Nonetheless, I recently traveled there with my oldest son who had a film entered in the Lebanese Independent Film Festival. We traveled despite a U.S. State Department warning to refrain from travel there: “The State Department recommends U.S. citizens reconsider travel to Lebanon due to crime, terrorism, armed conflict, civil unrest, kidnapping, and Embassy Beirut’s limited capacity to provide support to U.S. citizens.”
Palestinian and Syrian refugees live in squalor inside the city. Half-finished buildings, complete with cranes and building materials, dot the landscape inside Beirut and into the countryside.
Pockets of upper-class living are interspersed with pockets of horrible squalor.
“The United States wants to see a government in Lebanon that is capable of restoring the trust of its own people and committed to implementing the political and economic reforms needed to affect meaningful change, promote good governance and rescue Lebanon’s economy. We advance these efforts through robust diplomatic engagement directly with the Lebanese government in close coordination with international partners,” I was told by a member of the State Department.
I’d love to know what “robust diplomatic engagement” includes. It sounds like yelling to me.
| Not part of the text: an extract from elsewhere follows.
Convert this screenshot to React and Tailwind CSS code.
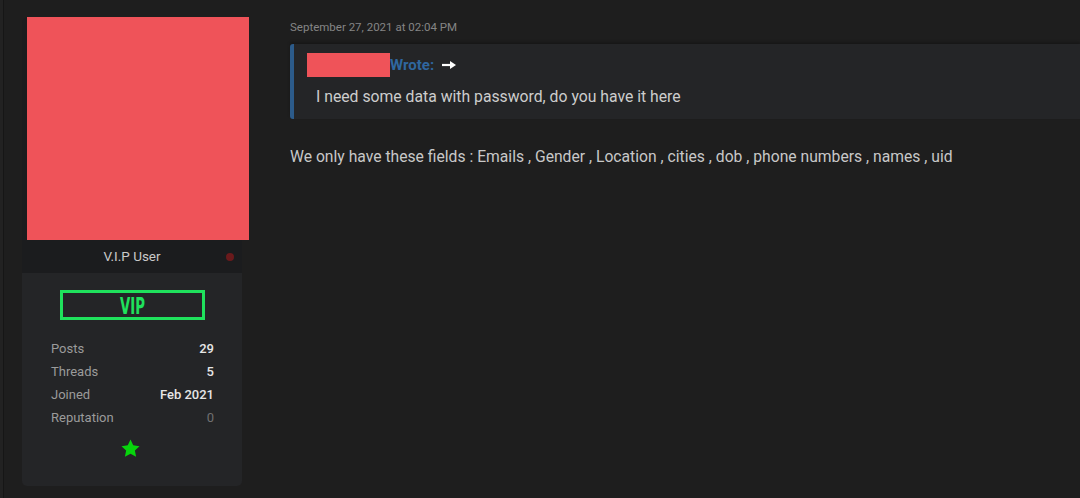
import React from 'react'

const stats = [
  { label: 'Posts', value: '29' },
  { label: 'Threads', value: '5' },
  { label: 'Joined', value: 'Feb 2021' },
  { label: 'Reputation', value: '0', muted: true },
]

function UserCard() {
  return (
    <aside className="mt-[17px] ml-[18px] w-[220px] h-[469px] flex flex-col shrink-0">
      <div className="bg-[#1b1c1e] rounded-tl-[6px]">
        <div className="ml-[5px] w-[222px] h-[223px] bg-[#ef5359]" />
        <div className="h-[33px] flex items-center justify-center relative text-[13.5px] text-[#c9c9c9]">
          V.I.P User
          <span className="absolute right-[8px] top-[13px] w-[8px] h-[8px] rounded-full bg-[#6a1a1c]" />
        </div>
      </div>
      <div className="flex-1 bg-[#242527] rounded-b-[5px] pt-[17px] flex flex-col items-center">
        <div className="w-[145px] h-[30px] border-[3px] border-[#1fe25c] flex items-center justify-center overflow-hidden">
          <span className="text-[#1fe25c] text-[23px] font-bold leading-[20px] mt-[1px] scale-x-[0.64] font-['DejaVu_Sans_Condensed','Roboto',sans-serif]">VIP</span>
        </div>
        <div className="w-full pl-[29px] pr-[28px] mt-[17px] flex flex-col">
          {stats.map((s) => (
            <div key={s.label} className="h-[23px] flex items-center justify-between text-[13px]">
              <span className="text-[#9b9b9b]">{s.label}</span>
              <span className={s.muted ? 'text-[#707070]' : 'text-[#e6e6e6] font-medium'}>{s.value}</span>
            </div>
          ))}
        </div>
        <svg className="mt-[9px] mr-[3px]" width="21" height="21" viewBox="0 0 24 24">
          <path fill="#07d40c" d="M12 1.8l3.1 6.6 7.2.9-5.3 5 1.4 7.2L12 18l-6.4 3.5 1.4-7.2-5.3-5 7.2-.9z" />
        </svg>
      </div>
    </aside>
  )
}

function Post() {
  return (
    <main className="ml-[48px] flex-1 min-w-0">
      <div className="mt-[20px] text-[11.5px] leading-[14px] text-[#858585]">September 27, 2021 at 02:04 PM</div>
      <div className="mt-[10px] h-[75px] bg-[#242527] border-l-[4px] border-[#2c5b8a] rounded-l-[3px] shadow-[0_-2px_3px_rgba(0,0,0,0.25)] pl-[13px] pt-[9px]">
        <div className="flex items-center h-[24px]">
          <span className="w-[83px] h-[24px] bg-[#ef5359]" />
          <span className="text-[15px] font-bold text-[#2f679f]">Wrote:</span>
          <svg className="ml-[8px]" width="14" height="10" viewBox="0 0 14 10">
            <path d="M0 5h9" stroke="#ffffff" strokeWidth="2.2" />
            <path d="M8 1l6 4-6 4z" fill="#ffffff" />
          </svg>
        </div>
        <div className="mt-[8px] ml-[9px] text-[15.75px] text-[#cdcdcd]">I need some data with password, do you have it here</div>
      </div>
      <p className="mt-[26px] text-[15.7px] text-[#c8c8c8]">
        We only have these fields : Emails , Gender , Location , cities , dob , phone numbers , names , uid
      </p>
    </main>
  )
}

export default function App() {
  return (
    <div className="w-[1080px] h-[498px] bg-[#1e1e1e] flex overflow-hidden font-['Roboto',sans-serif]">
      <div className="w-[4px] h-full bg-[#222222] border-r border-[#161616] shrink-0" />
      <UserCard />
      <Post />
    </div>
  )
}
And the “close coordination with international partners,” sounds as if we have several governments yelling at Lebanese politicians at the same time to get their business in order. Whatever it is, diplomacy with Lebanon is frustrating.
It’s worse if you live there. For the week we were there, we paid daily for a driver rather than rent a car. Our driver was a former engineer who makes more money freelancing as a limousine service provider than he can make as an engineer – if there were jobs available in the country.
“We have too much corruption,” he told me one day as we drove through the countryside headed for the small mountainous village of Bsharri. “What can you do? We try to put our head down and get through the day. Some of the politicians just pay people off directly so they can stay in power. There’s too much money in the hands of too few people.”
By early morning that day our driver had reached the village my great grandfather left as a young adult with a wife and three children in tow, including my six year old grandfather. I was lucky enough to see the home– and because of the generous nature of a distant cousin– I was able to tour it.
The people– despite their hardship– are among the friendliest I had ever met. I was invited to dinner, to have coffee and spend time with people I did not know. In the end, the State Department can say that there is a threat in Lebanon, but it’s no more threatening than any large American city on any weekend. There are just fewer guns in Lebanon.
However, there is no doubt that ignorance and corruption has taken a huge toll on Lebanon. And staring at the growing problems of infrastructure, corruption, health care and education in the U.S., it made me concerned not only for Lebanon, but whether the United States is headed in the same direction.